Wednesday, February 11, 2009

Riwaq

In 1991, two Palestinians, Nazmi Al-Ju'beh and Suad Amiry began thinking about their people's architectural heritage and its conservation. Eighteen years later, 'Riwaq' - or 'Arcade' in English - is the premier organization for heritage preservation and restoration in the West Bank. Its data and work today rival that of official institutions.

Nazmi Al-Ju'beh believes the secret of success lay in several practical premises which were effective on the ground and attractive for supporters.

The first goal set by the initiators was to fill the vaccum of dialogue regarding the very issue of cultural heritage. Palestinian society had not as yet put a value on this kind of effort.


Riwaq then aimed to create a registry of all heritage buildings in the West Bank. Today, that adds up to more than 50,000 sites and 103,000 drawings. Riwaq's staff knocked on 50,000 doors to gain this data.

This activity helped realize a new vision: It was not enough to restore the beauty of Palestinian heritage or support concepts of "identity", there needed to be socio-economic value in this work. For Nazmi, Palestinians need to draw on their heritage as an instrument of socio-economic development.

"Without the two domes" - the Dome of the Rock and the Dome of the Church of the Holy Sepulchre - "what do we have?" he asks. "Cultural tourism is the core of our future economy."


For example, some renovation has taken place on buildings located on an old pilgrim's trail that ran from Ras El' Ein (today in Israel), and passed through Aboud, Bir Zeit, Jifnah and Taybeh in the West Bank, en route to Jerusalem. In better days, this route and its heritage may again become of interest and use to Western visitors.

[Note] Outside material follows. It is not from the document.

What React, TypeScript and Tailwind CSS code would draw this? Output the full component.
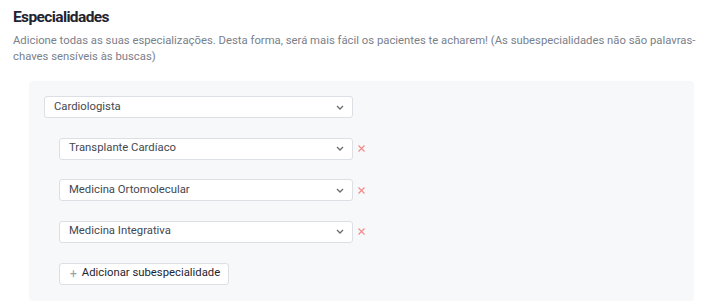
import React from "react";

function Chevron() {
  return (
    <svg width="8" height="5" viewBox="0 0 8 5" className="shrink-0">
      <path d="M1 1 L4 4 L7 1" fill="none" stroke="#6b6b6b" strokeWidth="1.3" />
    </svg>
  );
}

function XIcon() {
  return (
    <svg width="7" height="7" viewBox="0 0 7 7" className="shrink-0">
      <path d="M0.5 0.5 L6.5 6.5 M6.5 0.5 L0.5 6.5" fill="none" stroke="#f28b8b" strokeWidth="1.2" />
    </svg>
  );
}

function Select({ label, width }: { label: string; width: string }) {
  return (
    <div
      className={`${width} h-[22px] flex items-center justify-between bg-white border border-[#dcdfe4] rounded-[3px] pl-[9px] pr-[8px] text-[11.3px] text-[#444850]`}
    >
      <span>{label}</span>
      <Chevron />
    </div>
  );
}

export default function App() {
  const subs = ["Transplante Cardíaco", "Medicina Ortomolecular", "Medicina Integrativa"];
  return (
    <div className="w-[707px] h-[307px] bg-white pl-[13px] pt-[7px]" style={{ fontFamily: "Roboto, 'Liberation Sans', sans-serif" }}>
      <h1 className="text-[15.5px] leading-[20px] font-bold tracking-[-0.04em] text-[#1f2430]">Especialidades</h1>
      <p className="mt-[6px] w-[690px] text-[11.3px] leading-[16px] text-[#7a808a]">
        Adicione todas as suas especializações. Desta forma, será mais fácil os pacientes te acharem! (As subespecialidades não são palavras-chaves sensíveis às buscas)
      </p>
      <div className="mt-[16px] ml-[16px] w-[665px] h-[220px] bg-[#f7f8fa] rounded-[4px] pt-[15px] pl-[15px] flex flex-col">
        <Select label="Cardiologista" width="w-[309px]" />
        <div className="pl-[15px] flex flex-col">
          {subs.map((s) => (
            <div key={s} className="mt-[19.5px] flex items-center gap-[5px]">
              <Select label={s} width="w-[294px]" />
              <XIcon />
            </div>
          ))}
          <button className="mt-[20px] w-[170px] h-[22px] flex items-center whitespace-nowrap bg-white border border-[#dcdfe4] rounded-[3px] pl-[10px] text-[11.3px] text-[#1f2430]">
            <span className="text-[#9a9ea6] mr-[5px] text-[12px] leading-none">+</span>
            Adicionar subespecialidade
          </button>
        </div>
      </div>
    </div>
  );
}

With its work in the West Bank, Riwaq has aimed to enhance this cultural heritage in the "rif" - the rural lands - ultimately providing new sources of tourist income and employment in villages that are today made up of up to 50% heritage buildings.

The last, but not least important goal is job creation. "One hundred dollars can give us 2.5 days of labour and cover management costs and basic resources," Nazmi says. It is an important factor in a place where employment levels have been in the double digits for decades.

Riwaq is proud that it has managed to put the issue of cultural heritage in Palestine on the national agenda. With its 57 employees today, it has become the national reference for such work. Through this effort, Riwaq and its dedicated staff have managed to open up cultural awareness, assist socio-economic development, and provide employment and a future for many Palestinians.